Leaving out every picture, retype the lines below from the top through the one that contains "const TAB_RIGHT_EDGE = 223;".

-------

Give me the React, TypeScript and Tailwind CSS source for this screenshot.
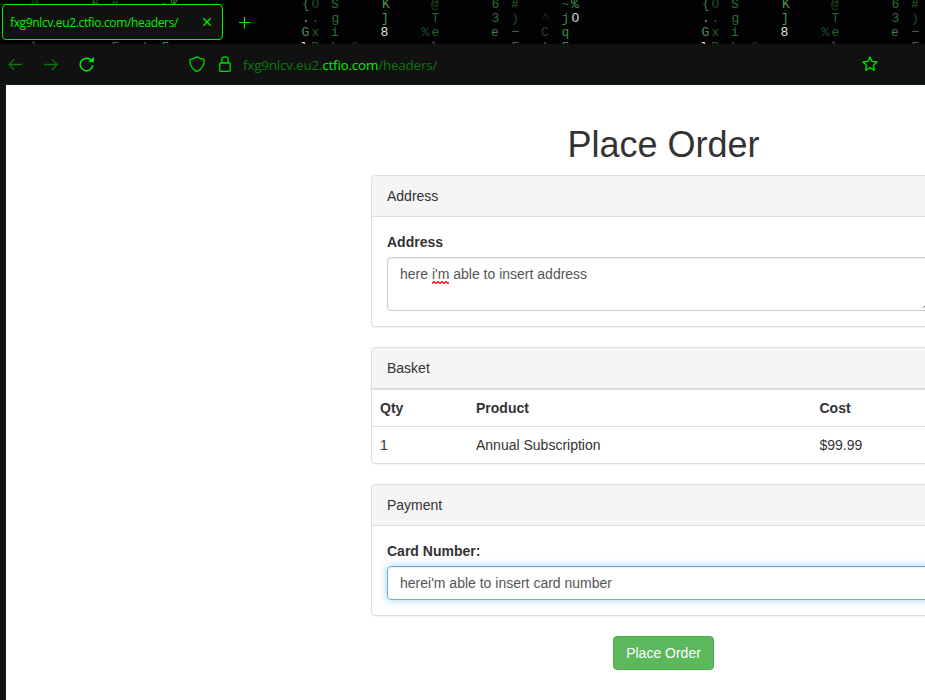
import type { ReactNode } from "react";

type Glyph = [x: number, row: number, char: string, color: string];

const RAIN_PERIOD = 400;
const TAB_RIGHT_EDGE = 223;

// One period of the falling-code theme that repeats behind the tab strip.
const RAIN: Glyph[] = [
  [302, 0, "{", "#3f7d43"],
  [311.5, 0, "O", "#1f4a22"],
  [331, 0, "S", "#2f7033"],
  [382, 0, "K", "#4a9a50"],
  [431, 0, "@", "#1f4a22"],
  [491.5, 0, "6", "#2f7033"],
  [511, 0, "#", "#28602b"],
  [561.5, 0, "~", "#2f7033"],
  [571, 0, "%", "#4a9a50"],
  [302, 1, ".", "#6d9a70"],
  [311.5, 1, ".", "#2f5f33"],
  [331.5, 1, "g", "#2f7033"],
  [381, 1, "]", "#4a9a50"],
  [431.5, 1, "T", "#28602b"],
  [491.5, 1, "3", "#2f7033"],
  [511, 1, ")", "#1f4a22"],
  [541.5, 1, "^", "#142d17"],
  [561.5, 1, "j", "#3f8a44"],
  [571.5, 1, "O", "#d0d6d0"],
  [301.5, 2, "G", "#4a8a50"],
  [311.5, 2, "x", "#28602b"],
  [331, 2, "i", "#2f7033"],
  [380.5, 2, "8", "#dde5dd"],
  [421.5, 2, "%", "#1f4a22"],
  [431.5, 2, "e", "#28602b"],
  [491, 2, "e", "#3a8040"],
  [511.5, 2, "−", "#2f7033"],
  [541, 2, "C", "#1f4a22"],
  [561.5, 2, "q", "#3f8a44"],
  [300, 3, "l", "#e0e8e0"],
  [311.5, 3, "B", "#28602b"],
  [331, 3, "h", "#2f7033"],
  [351, 3, "C", "#1c2e1e"],
  [430, 3, "l", "#28602b"],
  [491, 3, "w", "#1f4a22"],
  [511.5, 3, "F", "#3f6a44"],
  [541, 3, "'", "#4a6a4c"],
  [561.5, 3, "F", "#3f8a44"],
];

function CodeRain() {
  const glyphs = [-RAIN_PERIOD, 0, RAIN_PERIOD]
    .flatMap((shift) => RAIN.map(([x, row, char, color]): Glyph => [x + shift, row, char, color]))
    .filter(([x, row]) => x >= 0 && x < 920 && (x > TAB_RIGHT_EDGE || row === 0 || row === 3));

  return (
    <svg className="absolute inset-0" width="925" height="44" viewBox="0 0 925 44" aria-hidden="true">
      {glyphs.map(([x, row, char, color]) => (
        <text
          key={`${x}-${row}`}
          x={x}
          y={8 + row * 14 + (row === 3 ? 1 : 0)}
          fill={color}
          className="font-['Liberation_Mono',monospace] text-[13px]"
        >
          {char}
        </text>
      ))}
    </svg>
  );
}

function TabStrip() {
  return (
    <div className="relative h-11 overflow-hidden bg-[#020103]">
      <CodeRain />
      <div className="relative flex pl-0.5 pt-1">
        <div className="flex h-9 w-[221px] items-center justify-between rounded-[4px] border border-[#00f000] bg-[#111] pl-[7px] pr-2.5">
          <span className="mt-0.5 text-[12px] tracking-[-0.35px] text-[#00f000]">fxg9nlcv.eu2.ctfio.com/headers/</span>
          <svg width="10" height="10" viewBox="0 0 10 10" className="-mt-px" stroke="#00f000" strokeWidth="1.3">
            <path d="M1.3 1.3l7.4 7.4M8.7 1.3L1.3 8.7" />
          </svg>
        </div>
        <svg width="12" height="12" viewBox="0 0 12 12" className="ml-4 mt-[13px]" stroke="#00f000" strokeWidth="1.2">
          <path d="M0 5.5h11.5M5.5 0v11.5" />
        </svg>
      </div>
    </div>
  );
}

function Toolbar() {
  return (
    <div className="flex h-[41px] items-start border-b border-[#0b260d] bg-[#111]">
      <svg width="14" height="12" viewBox="0 0 14 12" className="ml-2 mt-3.5" fill="none" stroke="#08780b" strokeWidth="1.3">
        <path d="M14 6.5H.8M6.2 1.1L.8 6.5l5.4 5.4" />
      </svg>
      <svg width="14" height="12" viewBox="0 0 14 12" className="ml-[22px] mt-3.5" fill="none" stroke="#08780b" strokeWidth="1.3">
        <path d="M0 6.5h13.2M7.8 1.1L13.2 6.5l-5.4 5.4" />
      </svg>
      <svg width="16" height="16" viewBox="0 0 16 16" className="ml-[21px] mt-3" fill="none" stroke="#00f000" strokeWidth="1.5">
        <path d="M12.1 4.1A6.300 6.300 0 1 0 13.800 9.200" />
        <path d="M14.800 .8v5.400H9.400z" fill="#00f000" stroke="none" />
      </svg>
      <svg width="16" height="17" viewBox="0 0 16 17" className="ml-[94px] mt-3" fill="none" stroke="#00dc00" strokeWidth="1.3" strokeLinejoin="round">
        <path d="M8 .7C6.200 2 4 2.800 1.800 3.100c-.6.1-.9.4-.9 1C.9 9.400 3.400 13.500 8 15.700c4.600-2.200 7.100-6.300 7.100-11.600 0-.6-.3-.9-.9-1C12 2.800 9.800 2 8 .7z" />
      </svg>
      <svg width="12" height="17" viewBox="0 0 12 17" className="ml-[14px] mt-3" fill="none" stroke="#00dc00" strokeWidth="1.3">
        <rect x=".7" y="7" width="10.600" height="8.400" rx="1.300" />
        <path d="M2.700 7V4.100a3.300 3.300 0 0 1 6.600 0V7" />
      </svg>
      <span className="ml-3 mt-[11px] w-[619px] text-[13.500px] leading-5 tracking-[-0.23px] text-[#0a780d]">
        fxg9nlcv.eu2.<span className="text-[#00f000]">ctfio.com</span>/headers/
      </span>
      <svg width="16" height="16" viewBox="0 0 16 16" className="mt-3" fill="none" stroke="#00e800" strokeWidth="1.3" strokeLinejoin="round">
        <path d="M8 .9l2.100 4.500 4.900.6-3.600 3.400.9 4.900L8 11.900l-4.300 2.400.9-4.900L1 6l4.900-.6z" />
      </svg>
    </div>
  );
}

function Panel({ title, children }: { title: string; children: ReactNode }) {
  return (
    <section className="mb-5 rounded-[4px] border border-[#ddd] bg-white shadow-[0_1px_1px_rgba(0,0,0,0.05)]">
      <div className="rounded-t-[3px] border-b border-[#ddd] bg-[#f5f5f5] px-[15px] py-2.5">{title}</div>
      {children}
    </section>
  );
}

function OrderPage() {
  return (
    <main className="w-[1315px] shrink-0 pt-10 font-['Liberation_Sans',Arial,sans-serif] text-sm leading-5 text-[#333]">
      <div className="mx-auto w-[585px]">
        <h1 className="mb-2.5 text-center text-[36px] leading-10">Place Order</h1>
        <Panel title="Address">
          <div className="p-[15px]">
            <label className="mb-[5px] block font-bold">Address</label>
            <div className="relative h-[54px] rounded-[4px] border border-[#ccc] px-3 py-1.5 text-[#555] shadow-[inset_0_1px_1px_rgba(0,0,0,0.075)]">
              here{" "}
              <span className="relative">
                i'm
                <svg className="absolute -bottom-0.5 left-0" width="17" height="3" viewBox="0 0 17 3" fill="none" stroke="#f00" strokeWidth="1.2">
                  <path d="M0 2.500l2-2 2 2 2-2 2 2 2-2 2 2 2-2 2 2 1-1" />
                </svg>
              </span>{" "}
              able to insert address
              <svg className="absolute bottom-px right-0" width="16" height="8" viewBox="0 0 16 8" stroke="#777">
                <path d="M0 7l7-7M5 7l4-4" />
              </svg>
            </div>
          </div>
        </Panel>
        <Panel title="Basket">
          <div className="grid grid-cols-[96px_343.500px_1fr] border-t border-[#ddd] px-2 py-2 font-bold">
            <span>Qty</span>
            <span>Product</span>
            <span>Cost</span>
          </div>
          <div className="grid grid-cols-[96px_343.500px_1fr] border-t border-[#ddd] px-2 py-2">
            <span>1</span>
            <span>Annual Subscription</span>
            <span>$99.99</span>
          </div>
        </Panel>
        <Panel title="Payment">
          <div className="p-[15px]">
            <label className="mb-[5px] block font-bold">Card Number:</label>
            <div className="h-[34px] rounded-[4px] border border-[#66afe9] px-3 py-1.5 text-[#555] shadow-[inset_0_1px_1px_rgba(0,0,0,0.075),0_0_8px_rgba(102,175,233,0.6)]">
              herei'm able to insert card number
            </div>
          </div>
        </Panel>
        <div className="flex justify-center">
          <button className="h-[34px] w-[101px] rounded-[4px] border border-[#4cae4c] bg-[#5cb85c] text-white">Place Order</button>
        </div>
      </div>
    </main>
  );
}

export default function App() {
  return (
    <div className="flex h-[700px] w-[925px] flex-col overflow-hidden bg-white font-['Open_Sans','Noto_Sans',sans-serif]">
      <TabStrip />
      <Toolbar />
      <div className="flex min-h-0 flex-1">
        <div className="w-1.5 shrink-0 border-r border-[#0b260d] bg-[#111]" />
        <OrderPage />
      </div>
    </div>
  );
}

-------

◆ WRITTEN ANSWER:
Give me the React, TypeScript and Tailwind CSS source for this screenshot.
import type { ReactNode } from "react";

type Glyph = [x: number, row: number, char: string, color: string];

const RAIN_PERIOD = 400;
const TAB_RIGHT_EDGE = 223;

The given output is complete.